Initiated in 2013, the Cowichan Populaire gives riders their choice of 50, 100, or 161 km routes, the latter being of course an Imperial Century. The idea for the longer option is to provide a stepping-stone distance for riders who have perhaps completed one or two metric Centuries, but are not entirely sure about moving up to the official brevet distance of 200 kms. Another objective for the event is to introduce the pleasures of riding the Cowichan Valley to those who may only know it from passing through Duncan on the Island Highway without sampling its many attractive back roads. (OK, the route does include a section of Highway #1, but that's just to remind us of what we're missing.) This year's event seems to have done well in both respects, with participation in the 161 km route up to 10 from 3 last year, and a noticeable and welcome influx of riders from Victoria and other faraway places.
A highlight of the ride was the strawberry and whipped cream refreshment served by Graham Fishlock at the Westholme control, although it may have taken some of the shine off the more traditional Gatorade and bananas at later controls. Even with more pedestrian resources, Carol and Stephen Hinde at Lake Cowichan and Ross Pratt at Shawnigan Lake managed to motivate their clientele sufficiently that everyone was home by 4:15 p.m. The indefatigable Croy family got things going by registering everyone efficiently at the start and still managed to get the ride done themselves, which is more than can be said for the organizer - unfortunately, there was no volunteer pre-ride this year.
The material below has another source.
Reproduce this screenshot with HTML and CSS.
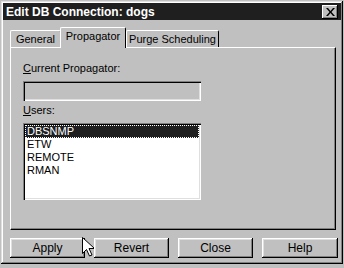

A lesson learned in the first presentation of this populaire in 2013 is that starting an Imperial Century at 10:00 just doesn't work. Unless you're Craig Lylack or Dan DuFeu, you just won't get finished at a reasonable time of day. So this year the 161 km riders started at 8:30, which got everyone finished by dinner time and also shortened the day for the control volunteers, as well as reducing chaos at registration, so this approach looks like a keeper.
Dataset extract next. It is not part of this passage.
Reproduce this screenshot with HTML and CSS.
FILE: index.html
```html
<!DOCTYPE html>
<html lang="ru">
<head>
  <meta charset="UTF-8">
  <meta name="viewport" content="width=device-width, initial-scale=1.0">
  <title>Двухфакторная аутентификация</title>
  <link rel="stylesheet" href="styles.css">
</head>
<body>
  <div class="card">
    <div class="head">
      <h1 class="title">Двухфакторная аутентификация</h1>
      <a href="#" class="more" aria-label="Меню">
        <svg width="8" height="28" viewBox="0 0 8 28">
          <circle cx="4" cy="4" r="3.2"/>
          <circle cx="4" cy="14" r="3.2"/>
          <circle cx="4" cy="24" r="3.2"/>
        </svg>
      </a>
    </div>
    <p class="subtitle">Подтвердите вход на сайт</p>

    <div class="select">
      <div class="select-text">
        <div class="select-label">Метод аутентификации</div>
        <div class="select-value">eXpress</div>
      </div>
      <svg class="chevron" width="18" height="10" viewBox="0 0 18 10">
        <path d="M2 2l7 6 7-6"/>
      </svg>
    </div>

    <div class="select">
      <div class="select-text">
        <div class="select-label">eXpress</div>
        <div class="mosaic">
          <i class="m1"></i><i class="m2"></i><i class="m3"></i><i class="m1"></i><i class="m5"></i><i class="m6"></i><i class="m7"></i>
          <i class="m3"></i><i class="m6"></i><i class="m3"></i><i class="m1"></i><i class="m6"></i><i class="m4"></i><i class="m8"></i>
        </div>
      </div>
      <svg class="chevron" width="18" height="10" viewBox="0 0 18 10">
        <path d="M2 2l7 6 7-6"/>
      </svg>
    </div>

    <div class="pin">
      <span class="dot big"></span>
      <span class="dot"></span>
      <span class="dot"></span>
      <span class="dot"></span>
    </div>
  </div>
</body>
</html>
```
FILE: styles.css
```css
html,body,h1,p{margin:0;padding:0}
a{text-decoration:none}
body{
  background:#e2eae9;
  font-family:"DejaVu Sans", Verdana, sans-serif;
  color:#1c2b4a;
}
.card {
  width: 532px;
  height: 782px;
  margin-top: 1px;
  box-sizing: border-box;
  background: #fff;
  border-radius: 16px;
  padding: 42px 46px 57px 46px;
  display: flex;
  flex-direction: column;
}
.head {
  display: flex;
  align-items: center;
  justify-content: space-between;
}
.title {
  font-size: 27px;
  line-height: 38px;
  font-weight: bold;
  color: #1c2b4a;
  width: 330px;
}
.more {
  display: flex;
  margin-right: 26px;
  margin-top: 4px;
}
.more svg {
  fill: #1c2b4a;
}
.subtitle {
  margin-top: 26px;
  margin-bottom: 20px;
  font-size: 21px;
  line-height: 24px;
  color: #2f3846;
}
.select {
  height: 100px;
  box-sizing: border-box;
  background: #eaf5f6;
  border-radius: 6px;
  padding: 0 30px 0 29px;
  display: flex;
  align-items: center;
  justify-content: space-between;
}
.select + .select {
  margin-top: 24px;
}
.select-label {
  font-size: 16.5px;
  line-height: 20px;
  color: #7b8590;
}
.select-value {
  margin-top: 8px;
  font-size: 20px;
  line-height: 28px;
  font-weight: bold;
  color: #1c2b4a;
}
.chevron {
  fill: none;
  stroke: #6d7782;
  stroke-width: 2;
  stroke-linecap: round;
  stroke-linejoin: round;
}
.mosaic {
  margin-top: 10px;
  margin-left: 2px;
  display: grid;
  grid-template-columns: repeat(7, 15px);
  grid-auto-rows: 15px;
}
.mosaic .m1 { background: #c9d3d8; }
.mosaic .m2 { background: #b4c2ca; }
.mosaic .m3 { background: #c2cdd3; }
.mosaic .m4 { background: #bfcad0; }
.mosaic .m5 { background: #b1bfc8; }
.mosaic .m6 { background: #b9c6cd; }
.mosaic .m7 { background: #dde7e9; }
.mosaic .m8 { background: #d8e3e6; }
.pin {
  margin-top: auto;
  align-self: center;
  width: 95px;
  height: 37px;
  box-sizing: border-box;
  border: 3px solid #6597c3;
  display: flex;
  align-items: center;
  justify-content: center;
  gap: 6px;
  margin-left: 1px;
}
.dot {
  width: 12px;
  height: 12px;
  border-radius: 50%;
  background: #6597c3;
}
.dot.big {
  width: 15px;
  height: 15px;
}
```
As noted, this is only the second running of this event, but it may be instructive to compare participation with last year's. In 2013, the registration was 21, 10, and 3 riders for the 50, 100 and 161 km routes respectively. This year's numbers are 13, 15 and 10. It should also be noted that this year's ride shared the weekend with the Ride to Conquer Cancer on the mainland, Boomer's Ride on the Island, and of course our own Eureka 1000 and Triple S brevets. Two points are a poor basis for identifying a trend (climate change deniers take note) but in the circumstances, the numbers for this year may indicate growing support for the event and also for longer distances, which may lead to more Randonneurs down the road. Let's hope so!